The judges noted that there were potential disputes from the presidential election other than those mentioned in Article 140, which states:

(1) A person may file a petition in the Supreme Court to challenge the election of the President-elect within seven days after the date of the declaration of the results of the presidential election.

(2) Within 14 days after the filing of a petition under clause (1), the Supreme Court shall hear and determine the petition and its decision shall be final.

(3) If the Supreme Court determines the election of the President-elect to be invalid, a fresh election shall be held within 60 days after the determination.

“The presidential election disputes should in their whole range be impartially and expeditiously resolved by the Supreme Court as the ultimate judicial body within practical timelines to be read into Article 138 (5) and in our opinion in the event of a second round it should be within 30 days,” they ruled.

And on the gender rule, the judges said Article 81(b) could not replace the specific provision of Article 97 and 98.

“As article 81(b) having not ripened into specific, enforceable right as far as the composition of the National Assembly and the Senate are concerned, it follows — and this is the burden of our opinion on this matter — that it cannot be enforced immediately,” they said.

They added that the effect of the gender rule was amenable only to progressive realisation even though it was immediately applicable in the case of County Assemblies under Article 177.

“Bearing in mind the terms of Article 100 (on promotion of representation of marginalised groups) and of the Fifth Schedule (prescribing timeframes for the enactment of the required legislation), we are of the opinion that legislative measures for giving effect to the gender rule and in relation to the National Assembly and the Senate should be taken by August 27, 2015,” they ruled.

The judges directed the High Court to issue appropriate orders and directions, noting that their verdict was in accordance with the terms of Article 261(6), (7), (8) and (9) under the Transitional and Consequential provisions.

The one-third-gender rule requirement puts at 117 the minimum number of MPs from either gender.

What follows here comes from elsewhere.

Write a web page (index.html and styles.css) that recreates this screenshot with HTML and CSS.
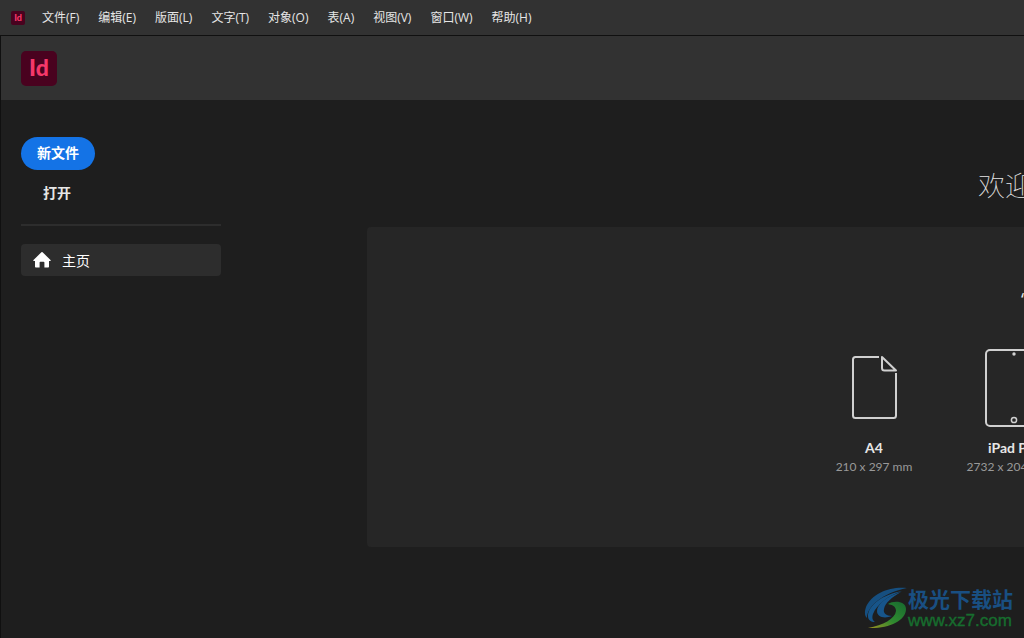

The issue generated contentious debate ahead of the March 4, 2013 General Election, particularly on how the number will be achieved.

Civil society groups dealing with gender and political activism were enjoined in the suit as friends of the court (amicus curiae).

They included the Federation of International Women Lawyers of Kenya (Fida-Kenya), the Centre for Multiparty Democracy, Katiba Institute and the Kenya Human Rights Commission.

State bodies enjoined as parties to the case included the Independent Electoral and Boundaries Commission (IEBC), the National Gender and Equality Commission and the Commission for Administrative Justice.